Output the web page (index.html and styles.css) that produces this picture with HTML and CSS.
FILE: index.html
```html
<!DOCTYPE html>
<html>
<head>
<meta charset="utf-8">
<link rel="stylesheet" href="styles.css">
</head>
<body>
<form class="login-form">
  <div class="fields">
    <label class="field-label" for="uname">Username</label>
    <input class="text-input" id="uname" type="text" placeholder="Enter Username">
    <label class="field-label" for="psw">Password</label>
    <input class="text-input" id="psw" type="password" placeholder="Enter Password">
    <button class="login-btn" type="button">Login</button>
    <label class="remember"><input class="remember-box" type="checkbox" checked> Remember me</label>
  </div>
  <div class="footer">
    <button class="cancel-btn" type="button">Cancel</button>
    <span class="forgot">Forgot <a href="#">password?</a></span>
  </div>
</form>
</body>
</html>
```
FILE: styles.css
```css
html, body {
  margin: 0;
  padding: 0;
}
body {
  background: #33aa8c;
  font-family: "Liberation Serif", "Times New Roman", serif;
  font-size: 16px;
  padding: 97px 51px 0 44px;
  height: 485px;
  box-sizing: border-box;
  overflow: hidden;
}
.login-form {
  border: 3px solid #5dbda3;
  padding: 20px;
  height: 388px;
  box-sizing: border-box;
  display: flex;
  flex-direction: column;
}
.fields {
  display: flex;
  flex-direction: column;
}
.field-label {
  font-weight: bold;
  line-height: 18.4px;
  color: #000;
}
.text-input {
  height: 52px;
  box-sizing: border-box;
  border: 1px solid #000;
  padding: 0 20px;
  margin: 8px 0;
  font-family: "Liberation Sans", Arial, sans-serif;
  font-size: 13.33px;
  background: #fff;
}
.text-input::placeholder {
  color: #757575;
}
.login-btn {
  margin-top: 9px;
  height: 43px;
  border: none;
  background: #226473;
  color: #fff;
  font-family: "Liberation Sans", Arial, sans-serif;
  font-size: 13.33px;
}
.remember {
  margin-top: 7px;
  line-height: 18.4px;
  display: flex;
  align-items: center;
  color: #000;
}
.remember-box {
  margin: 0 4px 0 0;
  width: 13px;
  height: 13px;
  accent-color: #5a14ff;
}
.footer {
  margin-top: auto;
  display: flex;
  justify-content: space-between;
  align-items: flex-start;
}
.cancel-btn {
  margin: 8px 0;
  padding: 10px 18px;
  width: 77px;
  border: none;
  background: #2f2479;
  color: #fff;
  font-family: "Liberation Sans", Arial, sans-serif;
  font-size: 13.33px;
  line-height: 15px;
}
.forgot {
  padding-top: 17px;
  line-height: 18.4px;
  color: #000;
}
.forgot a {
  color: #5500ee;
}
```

* * *

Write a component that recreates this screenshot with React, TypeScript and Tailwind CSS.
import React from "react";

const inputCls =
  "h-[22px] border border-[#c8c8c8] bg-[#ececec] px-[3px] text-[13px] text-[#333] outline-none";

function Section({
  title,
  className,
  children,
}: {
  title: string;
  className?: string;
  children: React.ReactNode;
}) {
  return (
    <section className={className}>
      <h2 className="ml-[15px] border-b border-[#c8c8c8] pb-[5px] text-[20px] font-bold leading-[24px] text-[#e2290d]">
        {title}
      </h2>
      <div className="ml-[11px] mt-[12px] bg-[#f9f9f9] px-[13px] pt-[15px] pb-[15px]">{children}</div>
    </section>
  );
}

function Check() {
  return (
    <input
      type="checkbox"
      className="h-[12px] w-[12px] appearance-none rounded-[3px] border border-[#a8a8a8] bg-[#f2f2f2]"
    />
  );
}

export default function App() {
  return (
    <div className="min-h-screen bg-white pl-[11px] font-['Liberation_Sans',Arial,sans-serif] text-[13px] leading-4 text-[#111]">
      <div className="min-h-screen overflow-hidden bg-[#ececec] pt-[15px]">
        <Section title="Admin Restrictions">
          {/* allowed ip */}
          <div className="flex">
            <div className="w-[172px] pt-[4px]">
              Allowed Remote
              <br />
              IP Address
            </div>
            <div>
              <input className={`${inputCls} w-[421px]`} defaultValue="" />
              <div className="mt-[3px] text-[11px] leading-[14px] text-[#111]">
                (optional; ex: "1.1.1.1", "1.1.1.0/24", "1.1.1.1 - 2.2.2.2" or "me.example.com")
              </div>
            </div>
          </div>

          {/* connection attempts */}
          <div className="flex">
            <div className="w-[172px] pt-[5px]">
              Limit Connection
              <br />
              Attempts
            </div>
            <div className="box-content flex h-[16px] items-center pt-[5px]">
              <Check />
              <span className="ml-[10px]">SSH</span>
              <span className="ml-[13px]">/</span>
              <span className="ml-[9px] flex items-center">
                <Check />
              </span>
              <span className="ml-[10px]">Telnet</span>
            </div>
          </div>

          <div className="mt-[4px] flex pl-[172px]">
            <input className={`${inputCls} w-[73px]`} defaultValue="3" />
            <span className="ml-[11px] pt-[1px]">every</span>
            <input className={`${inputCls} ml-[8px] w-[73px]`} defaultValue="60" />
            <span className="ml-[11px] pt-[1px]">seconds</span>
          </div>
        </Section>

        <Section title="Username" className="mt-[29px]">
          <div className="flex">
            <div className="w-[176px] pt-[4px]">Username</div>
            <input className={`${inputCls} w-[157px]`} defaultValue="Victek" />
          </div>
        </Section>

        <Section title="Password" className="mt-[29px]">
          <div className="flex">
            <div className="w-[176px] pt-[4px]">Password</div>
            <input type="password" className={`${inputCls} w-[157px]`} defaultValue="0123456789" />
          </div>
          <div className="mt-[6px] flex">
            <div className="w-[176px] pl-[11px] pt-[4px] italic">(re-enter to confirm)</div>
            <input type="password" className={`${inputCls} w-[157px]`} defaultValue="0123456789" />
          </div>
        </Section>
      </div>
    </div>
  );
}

Problem. The first line to be transcribed is the one containing "Write a component", and the last is the one containing "border border-[#c8c8c8] bg-[#ececec]". Transcribe exactly those lines and nothing else.

Reply.
Write a component that recreates this screenshot with React, TypeScript and Tailwind CSS.
import React from "react";

const inputCls =
  "h-[22px] border border-[#c8c8c8] bg-[#ececec] px-[3px] text-[13px] text-[#333] outline-none";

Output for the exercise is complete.